HA note: The following is reprinted with permission from Libby Anne’s blog Love Joy Feminism. It was originally published on Patheos on April 12, 2015.

If you’re a regular reader, you may have noticed that, when speaking of my conservative evangelical homeschool upbringing, I frequently say “I was told X” rather than “my parents told me X.” There is a reason for that—sometimes I can’t remember whether my parents actually taught me some specific aspect of purity culture or political conservatism or whether I just picked it up from the Christian homeschool culture around me. After all, I read the homeschool magazines we subscribed to, listened to the speakers at homeschool conventions, and socialized with the other homeschooled children.

My parents removed my siblings and I from public schools in order to remove us from external influences. But they didn’t remove us from external influences entirely, because, short of locking us in our rooms, they couldn’t. What they did was change the set of influences we were exposed to. But in their choice of a new set of influences—that of Christian homeschool culture—we were sometimes exposed to things they may not have agreed with in a way they never never thought about.

For example, when I was a senior in high school a friend of mine tried to talk me out of going to college. She said women were supposed to serve, and that college was entirely hedonistic and self-centered. She told me she planned to spend those years as a mother’s helper in other homeschooling families, before marrying and beginning her own family. I agreed with her premises, and was left unsettled. If my parents hadn’t had such a solidly upper middle class expectation that I would go to college, I might have been swayed.

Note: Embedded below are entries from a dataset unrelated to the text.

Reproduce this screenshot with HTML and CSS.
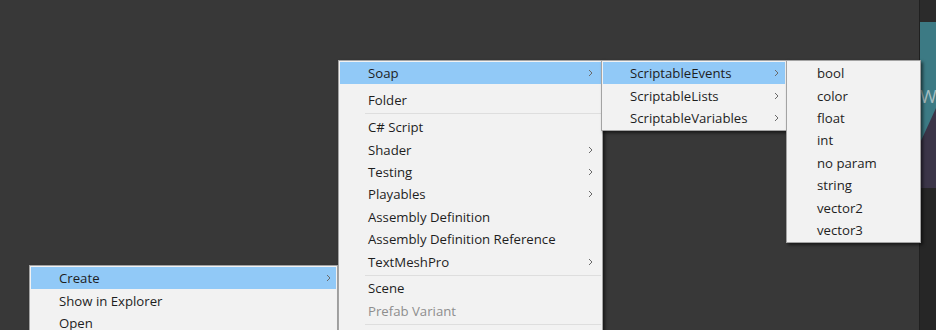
FILE: index.html
```html
<!DOCTYPE html>
<html>
<head>
<meta charset="utf-8">
<link rel="stylesheet" href="styles.css">
</head>
<body>
<div class="stage">
  <div class="side">
    <div class="side-top"></div>
    <div class="side-panel"><div class="teal"></div><span class="side-w">W</span></div>
  </div>

  <div class="menu menu-create">
    <div class="item hl"><span>Create</span><svg class="arrow" viewBox="0 0 5 8"><polyline points="1,1 4,4 1,7"/></svg></div>
    <div class="item"><span>Show in Explorer</span></div>
    <div class="item"><span>Open</span></div>
  </div>

  <div class="menu menu-main">
    <div class="item hl"><span>Soap</span><svg class="arrow" viewBox="0 0 5 8"><polyline points="1,1 4,4 1,7"/></svg></div>
    <div class="sep blank"></div>
    <div class="item"><span>Folder</span></div>
    <div class="sep"></div>
    <div class="item"><span>C# Script</span></div>
    <div class="item"><span>Shader</span><svg class="arrow" viewBox="0 0 5 8"><polyline points="1,1 4,4 1,7"/></svg></div>
    <div class="item"><span>Testing</span><svg class="arrow" viewBox="0 0 5 8"><polyline points="1,1 4,4 1,7"/></svg></div>
    <div class="item"><span>Playables</span><svg class="arrow" viewBox="0 0 5 8"><polyline points="1,1 4,4 1,7"/></svg></div>
    <div class="item"><span>Assembly Definition</span></div>
    <div class="item"><span>Assembly Definition Reference</span></div>
    <div class="item"><span>TextMeshPro</span><svg class="arrow" viewBox="0 0 5 8"><polyline points="1,1 4,4 1,7"/></svg></div>
    <div class="sep"></div>
    <div class="item"><span>Scene</span></div>
    <div class="item disabled"><span>Prefab Variant</span></div>
    <div class="sep"></div>
    <div class="spacer"></div>
  </div>

  <div class="menu menu-soap">
    <div class="item hl"><span>ScriptableEvents</span><svg class="arrow" viewBox="0 0 5 8"><polyline points="1,1 4,4 1,7"/></svg></div>
    <div class="item"><span>ScriptableLists</span><svg class="arrow" viewBox="0 0 5 8"><polyline points="1,1 4,4 1,7"/></svg></div>
    <div class="item"><span>ScriptableVariables</span><svg class="arrow" viewBox="0 0 5 8"><polyline points="1,1 4,4 1,7"/></svg></div>
  </div>

  <div class="menu menu-events">
    <div class="item"><span>bool</span></div>
    <div class="item"><span>color</span></div>
    <div class="item"><span>float</span></div>
    <div class="item"><span>int</span></div>
    <div class="item"><span>no param</span></div>
    <div class="item"><span>string</span></div>
    <div class="item"><span>vector2</span></div>
    <div class="item"><span>vector3</span></div>
  </div>
</div>
</body>
</html>
```
FILE: styles.css
```css
html, body {
  margin: 0;
  padding: 0;
}
body {
  background: #383838;
  font-family: "Open Sans", "Noto Sans", sans-serif;
}
.stage {
  position: relative;
  width: 936px;
  height: 330px;
  overflow: hidden;
  background: #383838;
}
.side {
  position: absolute;
  top: 0;
  right: 0;
  width: 16px;
  height: 330px;
  background: #262626;
  border-left: 1px solid #202020;
  display: flex;
  flex-direction: column;
}
.side-top {
  height: 22px;
  background: #2b2b2b;
}
.side-panel {
  position: relative;
  height: 166px;
  background: #3b3548;
  overflow: hidden;
}
.teal {
  position: absolute;
  inset: 0;
  background: #3c7a84;
  clip-path: polygon(0 0, 100% 0, 100% 86px, 0 121px);
}
.side-w {
  position: absolute;
  left: 0;
  top: 64px;
  font-size: 18px;
  color: #a9bfc3;
  line-height: 20px;
}
.menu {
  position: absolute;
  background: #f2f2f2;
  border: 1px solid #a3a3a3;
  padding: 1px;
  box-shadow: 2px 2px 3px rgba(0, 0, 0, 0.55);
  font-size: 13.2px;
  color: #1e1e1e;
}
.item {
  height: 22.4px;
  display: flex;
  align-items: center;
  justify-content: space-between;
  box-sizing: border-box;
  padding-right: 8px;
  white-space: nowrap;
}
.item span {
  line-height: 16px;
}
.item.hl {
  background: #91c9f7;
}
.item.disabled {
  color: #8e8e8e;
}
.arrow {
  width: 5px;
  height: 8px;
  fill: none;
  stroke: #6a6a6a;
  stroke-width: 1;
}
.sep {
  height: 4.6px;
  display: flex;
  align-items: center;
  padding-left: 25px;
}
.sep::after {
  content: "";
  flex: 1;
  height: 1px;
  background: #dedede;
}
.sep.blank::after {
  background: transparent;
}
.spacer {
  height: 30px;
}
.menu-create {
  left: 29px;
  top: 265px;
  width: 305px;
  padding-bottom: 30px;
}
.menu-create .item {
  padding-left: 28px;
  padding-right: 5px;
}
.menu-main {
  left: 338px;
  top: 60px;
  width: 261px;
}
.menu-main .item {
  padding-left: 28px;
}
.menu-soap {
  left: 601px;
  top: 60px;
  width: 182px;
}
.menu-soap .item {
  padding-left: 27px;
  padding-right: 6px;
}
.menu-events {
  left: 786px;
  top: 60px;
  width: 131px;
}
.menu-events .item {
  padding-left: 29px;
}
```
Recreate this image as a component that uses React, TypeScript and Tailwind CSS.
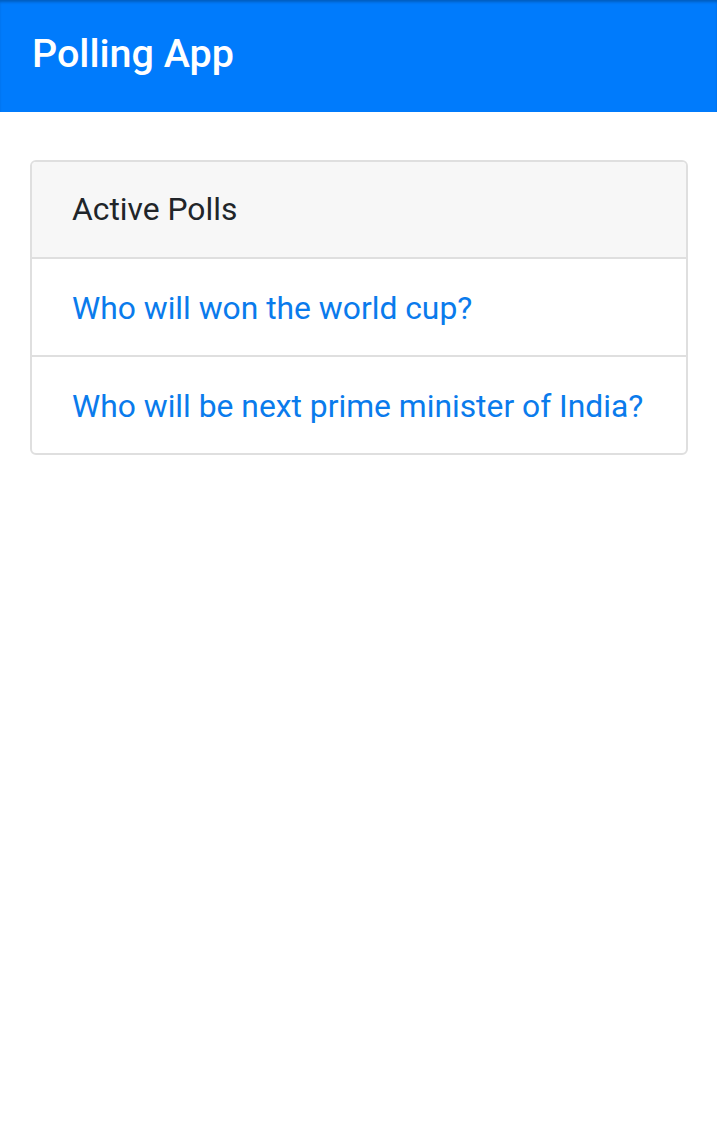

For all of homeschooling parents’ rhetoric about how “peer dependent” public schooled children are, we homeschooled children could be quite influenced by our homeschooled peers. Part of me finds this ironic. But then, the point was not so much to remove us from peers entirely as to change the set of peers we were around. My parents opted to expose us to Christian homeschooling culture rather than to the culture of the local public schools.

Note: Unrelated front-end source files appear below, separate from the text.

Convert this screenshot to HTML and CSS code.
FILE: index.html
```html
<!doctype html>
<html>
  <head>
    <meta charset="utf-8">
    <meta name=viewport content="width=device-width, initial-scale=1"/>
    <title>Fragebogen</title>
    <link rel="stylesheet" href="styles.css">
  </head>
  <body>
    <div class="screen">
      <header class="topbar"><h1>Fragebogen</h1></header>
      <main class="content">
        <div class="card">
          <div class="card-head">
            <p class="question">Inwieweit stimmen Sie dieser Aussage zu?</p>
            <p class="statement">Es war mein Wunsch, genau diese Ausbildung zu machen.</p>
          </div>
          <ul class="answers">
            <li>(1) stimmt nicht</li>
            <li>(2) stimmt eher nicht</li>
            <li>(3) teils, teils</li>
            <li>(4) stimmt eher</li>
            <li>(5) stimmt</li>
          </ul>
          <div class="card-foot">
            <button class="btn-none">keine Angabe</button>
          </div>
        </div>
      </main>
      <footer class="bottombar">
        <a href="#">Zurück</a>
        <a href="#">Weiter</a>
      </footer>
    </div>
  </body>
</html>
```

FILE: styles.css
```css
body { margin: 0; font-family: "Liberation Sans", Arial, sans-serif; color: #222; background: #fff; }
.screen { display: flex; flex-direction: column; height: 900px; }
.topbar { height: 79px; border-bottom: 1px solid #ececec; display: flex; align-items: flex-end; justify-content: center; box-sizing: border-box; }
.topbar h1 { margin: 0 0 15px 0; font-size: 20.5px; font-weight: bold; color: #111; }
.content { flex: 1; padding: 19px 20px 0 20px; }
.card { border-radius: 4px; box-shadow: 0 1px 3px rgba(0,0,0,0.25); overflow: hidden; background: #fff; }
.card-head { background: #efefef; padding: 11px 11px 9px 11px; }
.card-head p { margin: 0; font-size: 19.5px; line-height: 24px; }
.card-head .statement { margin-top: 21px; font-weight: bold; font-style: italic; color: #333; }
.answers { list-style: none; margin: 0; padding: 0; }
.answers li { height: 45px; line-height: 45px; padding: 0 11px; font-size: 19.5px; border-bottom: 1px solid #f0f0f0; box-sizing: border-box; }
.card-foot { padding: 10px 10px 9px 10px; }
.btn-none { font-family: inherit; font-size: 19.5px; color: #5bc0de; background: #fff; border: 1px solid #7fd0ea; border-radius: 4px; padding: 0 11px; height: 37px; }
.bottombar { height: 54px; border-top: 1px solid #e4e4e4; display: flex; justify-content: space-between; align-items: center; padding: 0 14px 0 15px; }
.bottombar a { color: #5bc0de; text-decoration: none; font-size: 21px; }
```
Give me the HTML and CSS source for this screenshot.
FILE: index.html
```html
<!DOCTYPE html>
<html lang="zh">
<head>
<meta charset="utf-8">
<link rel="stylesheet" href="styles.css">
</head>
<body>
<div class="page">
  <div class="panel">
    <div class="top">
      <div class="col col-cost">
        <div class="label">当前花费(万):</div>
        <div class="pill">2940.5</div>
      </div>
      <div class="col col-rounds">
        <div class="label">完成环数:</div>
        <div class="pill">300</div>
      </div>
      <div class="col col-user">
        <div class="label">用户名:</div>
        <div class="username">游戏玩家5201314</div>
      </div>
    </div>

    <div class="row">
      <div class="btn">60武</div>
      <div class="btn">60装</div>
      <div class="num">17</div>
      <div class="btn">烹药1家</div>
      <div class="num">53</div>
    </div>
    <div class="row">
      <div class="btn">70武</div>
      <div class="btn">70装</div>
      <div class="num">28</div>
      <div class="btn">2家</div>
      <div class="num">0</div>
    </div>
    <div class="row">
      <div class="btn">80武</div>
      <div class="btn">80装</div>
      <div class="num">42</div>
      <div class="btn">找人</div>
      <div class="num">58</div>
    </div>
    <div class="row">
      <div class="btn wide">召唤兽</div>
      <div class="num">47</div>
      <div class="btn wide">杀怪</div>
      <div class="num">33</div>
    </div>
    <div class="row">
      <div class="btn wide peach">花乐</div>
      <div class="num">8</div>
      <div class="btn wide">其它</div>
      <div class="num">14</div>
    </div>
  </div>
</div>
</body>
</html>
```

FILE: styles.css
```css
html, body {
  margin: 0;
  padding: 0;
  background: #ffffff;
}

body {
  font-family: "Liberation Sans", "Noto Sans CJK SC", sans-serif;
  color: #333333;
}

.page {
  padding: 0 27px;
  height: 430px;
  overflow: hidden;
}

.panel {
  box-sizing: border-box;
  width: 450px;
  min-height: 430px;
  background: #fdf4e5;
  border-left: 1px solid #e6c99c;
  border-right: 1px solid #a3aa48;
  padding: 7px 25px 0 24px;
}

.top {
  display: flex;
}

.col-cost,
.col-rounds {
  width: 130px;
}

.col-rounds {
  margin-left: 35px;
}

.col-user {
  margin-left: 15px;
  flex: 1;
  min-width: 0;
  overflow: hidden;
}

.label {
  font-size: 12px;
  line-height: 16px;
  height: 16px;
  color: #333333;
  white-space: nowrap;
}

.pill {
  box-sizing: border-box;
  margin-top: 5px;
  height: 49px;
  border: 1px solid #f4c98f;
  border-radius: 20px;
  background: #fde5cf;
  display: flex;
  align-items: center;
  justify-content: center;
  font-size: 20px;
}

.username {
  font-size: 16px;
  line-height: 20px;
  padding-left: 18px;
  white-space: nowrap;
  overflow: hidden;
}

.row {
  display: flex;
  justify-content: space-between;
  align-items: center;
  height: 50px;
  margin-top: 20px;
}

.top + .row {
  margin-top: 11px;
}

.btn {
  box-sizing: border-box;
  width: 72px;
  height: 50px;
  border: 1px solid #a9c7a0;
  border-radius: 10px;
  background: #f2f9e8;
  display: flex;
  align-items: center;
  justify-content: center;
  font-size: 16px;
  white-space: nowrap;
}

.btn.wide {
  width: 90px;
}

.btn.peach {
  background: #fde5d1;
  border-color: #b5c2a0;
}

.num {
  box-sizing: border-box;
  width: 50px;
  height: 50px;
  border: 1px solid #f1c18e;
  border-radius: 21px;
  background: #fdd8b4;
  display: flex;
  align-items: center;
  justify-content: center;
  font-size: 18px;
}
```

Don’t get me wrong, I’m glad my parents didn’t subject other Christian homeschooling families to a detailed theological review before allowing me to socialize with their children. I mean yes, they did draw some lines, but they could have drawn those lines much more narrowly. By way of example, I recently came upon an article titled When Catholic Homeschool Kids Get Lonely that really made me cringe. Here’s an excerpt:

It’s easy to think that if Catholic parents put their children in the Catholic Youth Group at the local parish, all will be well and this will solve the ‘loneliness’ or the ‘socialization’ issue, but my husband and I have found that sometimes this can create other problems. Simply put, our experience with the Catholic Youth Group in our particular area has been mostly negative and counterproductive in helping us to raise our daughters for Christ. When we would bring our children to some of the youth activities, we were disheartened by what we experienced and witnessed.

Many of the children who attend these functions also attend the public school. They go to these functions because their parents make them, not because they really want to be there. While there, we would hear them using foul language and witness them picking on other children, bringing that whole “public school mentality/environment” with them into the youth group activities. The parents who were chaperoning these activities couldn’t be everywhere at once, so much of the cursing and mean-spiritedness took place when the chaperones weren’t watching.

Not only this, but my husband and I were appalled at the way in which the girls who attended these functions dressed. We decided not to sign our children up for any more youth group activities in this area.

One of the reasons why I made the decision to homeschool was because I didn’t want my children to be negatively influenced by bad peers. If I keep them out of the public schools for this reason, but then put them around those same children in a youth group activity, what have I accomplished? They’re still around the bad peers.

. . .

If there is a local homeschool support group in your area, this can be a good thing, especially when most of the parents whose children are in these groups are doing what they do for the same reasons as you. However, I do want to offer you a word of caution regarding some of these groups. Not every homeschool support group is Catholic.

If you are raising your children in the Catholic Faith, it is better to be a part of a Catholic homeschool support group than a Protestant one. Experience has taught me over and over again that when Catholics join a Protestant homeschool support group (especially an evangelical one) subtle attempts are made in order to “reach out to” and “save” the Catholic’s soul. Religious tracts are distributed, and invitations are given to attend this church service, that Bible study, this Children’s Kids’ Klub, or that Vacation Bible School.

Because of this, I refuse to allow my children to participate in any of these groups. If a group of kids and parents want to get together for the sake of picnicking and playing ball, that’s one thing. But when one group tries to impose its religious beliefs on another because it does not accept and respect the religious beliefs of others, a line has been crossed.

. . .

If there are no Catholic homeschool support groups in your area, you might consider starting one yourself. Please don’t make the mistake of thinking that in order for it to be successful, it has to be complex, time-consuming, and difficult. Just getting together once a week in a park for a game of kickball with hot chocolate and doughnuts could be a great way to start. Using a church fellowship hall in order to host these meetings is something that a lot of Catholic homeschool support groups pursue.

Although having companions can be fun, nothing can take the place of a close Catholic family.

If a parent chooses to homeschool to remove their children from the influence of public school children, and then chooses to opt out of both church activities and established homeschool groups again because the children involved are deemed bad companions . . . well, let’s just say that if a parent refuses to allow their children to socialize with any children who do not share their beliefs in exactitude, the children will be very lonely indeed.

But because my parents did expose us so fully to Christian homeschooling culture, I’m often unsure what my parents actually believed and what I simply picked up from that culture. Sometimes I know the answer without hesitation, because I remember this comment or that. But other times I don’t. And I find that fascinating.